A related question, of current instead of just historical interest, is why did the specific aspects of connectionism that did succeed, succeed? This is the question that machine learning theory tries to answer, and which I aim to slowly figure out on this blog. Basically, there seems to be a few key factors.

The main one is having sufficiently powerful and flexible neural network architectures with sufficient scale and data to learn useful, generalizable functions. Both scale and data bring large blessings. Strangely, deep learning is a field where bigger is easier. This stands in stark contrast with GOFAI systems where larger is always harder.

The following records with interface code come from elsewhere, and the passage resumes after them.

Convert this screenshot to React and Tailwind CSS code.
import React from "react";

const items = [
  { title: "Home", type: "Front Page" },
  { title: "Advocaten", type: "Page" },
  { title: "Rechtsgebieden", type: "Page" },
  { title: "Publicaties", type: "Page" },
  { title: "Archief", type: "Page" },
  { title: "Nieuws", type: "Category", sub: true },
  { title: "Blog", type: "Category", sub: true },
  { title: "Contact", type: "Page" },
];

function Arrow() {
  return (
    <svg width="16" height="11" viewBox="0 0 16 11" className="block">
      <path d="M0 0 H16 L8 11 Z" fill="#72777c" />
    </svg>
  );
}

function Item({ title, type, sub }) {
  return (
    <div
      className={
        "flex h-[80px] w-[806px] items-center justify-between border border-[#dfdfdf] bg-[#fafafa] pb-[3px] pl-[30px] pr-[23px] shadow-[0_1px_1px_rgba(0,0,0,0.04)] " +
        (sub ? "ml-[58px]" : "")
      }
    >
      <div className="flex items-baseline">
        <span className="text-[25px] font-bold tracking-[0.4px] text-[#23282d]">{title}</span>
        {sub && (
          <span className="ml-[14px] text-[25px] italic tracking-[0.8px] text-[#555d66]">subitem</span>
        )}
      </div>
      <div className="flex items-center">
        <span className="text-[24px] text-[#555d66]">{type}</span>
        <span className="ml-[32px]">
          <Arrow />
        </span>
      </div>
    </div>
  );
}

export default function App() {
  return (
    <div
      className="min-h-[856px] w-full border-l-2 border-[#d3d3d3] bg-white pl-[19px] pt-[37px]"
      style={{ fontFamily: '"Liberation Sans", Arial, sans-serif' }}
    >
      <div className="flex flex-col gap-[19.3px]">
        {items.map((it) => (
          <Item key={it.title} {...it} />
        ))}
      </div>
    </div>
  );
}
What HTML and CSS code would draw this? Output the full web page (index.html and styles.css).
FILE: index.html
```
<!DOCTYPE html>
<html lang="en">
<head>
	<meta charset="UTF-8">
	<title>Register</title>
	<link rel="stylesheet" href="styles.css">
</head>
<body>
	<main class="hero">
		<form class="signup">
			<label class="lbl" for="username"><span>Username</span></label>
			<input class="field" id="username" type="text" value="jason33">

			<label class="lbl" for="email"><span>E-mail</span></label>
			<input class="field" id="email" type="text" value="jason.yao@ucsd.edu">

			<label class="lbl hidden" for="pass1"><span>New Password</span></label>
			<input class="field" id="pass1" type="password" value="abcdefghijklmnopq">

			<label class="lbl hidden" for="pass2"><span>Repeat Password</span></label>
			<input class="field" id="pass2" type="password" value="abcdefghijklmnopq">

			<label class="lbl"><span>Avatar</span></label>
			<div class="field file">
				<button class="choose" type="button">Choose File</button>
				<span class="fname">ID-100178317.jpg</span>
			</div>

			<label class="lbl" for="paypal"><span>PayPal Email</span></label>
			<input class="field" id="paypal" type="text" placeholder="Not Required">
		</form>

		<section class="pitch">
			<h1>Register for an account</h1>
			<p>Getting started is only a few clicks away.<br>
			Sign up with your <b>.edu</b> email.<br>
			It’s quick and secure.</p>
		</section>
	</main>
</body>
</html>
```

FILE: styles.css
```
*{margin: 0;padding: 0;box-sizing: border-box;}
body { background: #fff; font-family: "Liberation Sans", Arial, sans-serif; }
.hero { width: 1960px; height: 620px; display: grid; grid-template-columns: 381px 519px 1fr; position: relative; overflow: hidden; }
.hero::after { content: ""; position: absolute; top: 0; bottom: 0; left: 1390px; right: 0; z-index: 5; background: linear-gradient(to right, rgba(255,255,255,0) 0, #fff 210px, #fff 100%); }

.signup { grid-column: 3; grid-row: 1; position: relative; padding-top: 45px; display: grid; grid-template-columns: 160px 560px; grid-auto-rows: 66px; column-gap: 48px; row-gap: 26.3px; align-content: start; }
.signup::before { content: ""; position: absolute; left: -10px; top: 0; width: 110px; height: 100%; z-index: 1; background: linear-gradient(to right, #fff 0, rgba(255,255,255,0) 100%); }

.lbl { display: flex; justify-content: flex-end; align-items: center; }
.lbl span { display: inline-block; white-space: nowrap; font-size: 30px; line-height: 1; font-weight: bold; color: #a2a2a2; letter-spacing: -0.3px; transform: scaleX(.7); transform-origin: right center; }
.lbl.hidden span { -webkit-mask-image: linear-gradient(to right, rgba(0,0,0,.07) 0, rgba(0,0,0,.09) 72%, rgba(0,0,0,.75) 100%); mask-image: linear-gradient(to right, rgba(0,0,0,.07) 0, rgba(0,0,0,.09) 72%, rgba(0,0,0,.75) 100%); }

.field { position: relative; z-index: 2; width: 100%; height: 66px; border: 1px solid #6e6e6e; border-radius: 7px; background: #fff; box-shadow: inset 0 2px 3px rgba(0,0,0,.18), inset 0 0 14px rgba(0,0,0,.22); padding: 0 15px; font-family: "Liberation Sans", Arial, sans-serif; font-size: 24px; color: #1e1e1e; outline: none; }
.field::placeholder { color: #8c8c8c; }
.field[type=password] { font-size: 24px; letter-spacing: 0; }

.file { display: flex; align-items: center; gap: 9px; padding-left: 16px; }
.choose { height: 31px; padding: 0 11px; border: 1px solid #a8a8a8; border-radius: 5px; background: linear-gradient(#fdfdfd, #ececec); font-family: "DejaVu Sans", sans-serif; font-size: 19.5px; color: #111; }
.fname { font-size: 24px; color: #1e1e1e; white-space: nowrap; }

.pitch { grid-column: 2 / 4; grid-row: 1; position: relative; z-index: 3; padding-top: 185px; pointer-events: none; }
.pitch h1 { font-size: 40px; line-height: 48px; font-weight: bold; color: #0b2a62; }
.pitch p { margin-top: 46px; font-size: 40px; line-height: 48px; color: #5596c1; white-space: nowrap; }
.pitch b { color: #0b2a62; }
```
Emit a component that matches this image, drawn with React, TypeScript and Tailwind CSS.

The reason for this is fundamentally due to an unintuitive property of the optimization space of neural networks and their inductive biases with scale. Large neural networks appear to have better conditioning (such that SGD works better without exploding or vanishing gradients) and a much smoother and more linear loss landscape with much larger and easier to find minima which are of high quality. Similarly, greater datasets force models to find generalizing algorithms rather than memorizing specific features, and this manifests itself as an implicit regularization towards broad and useful minima. Greater dataset sizes also help speed up optimization by enabling much larger minibatches to be used which reduce gradient noise until it is no longer the primary bottleneck on optimization. Exactly why this happens and the reasons for it are still open questions in ML theory.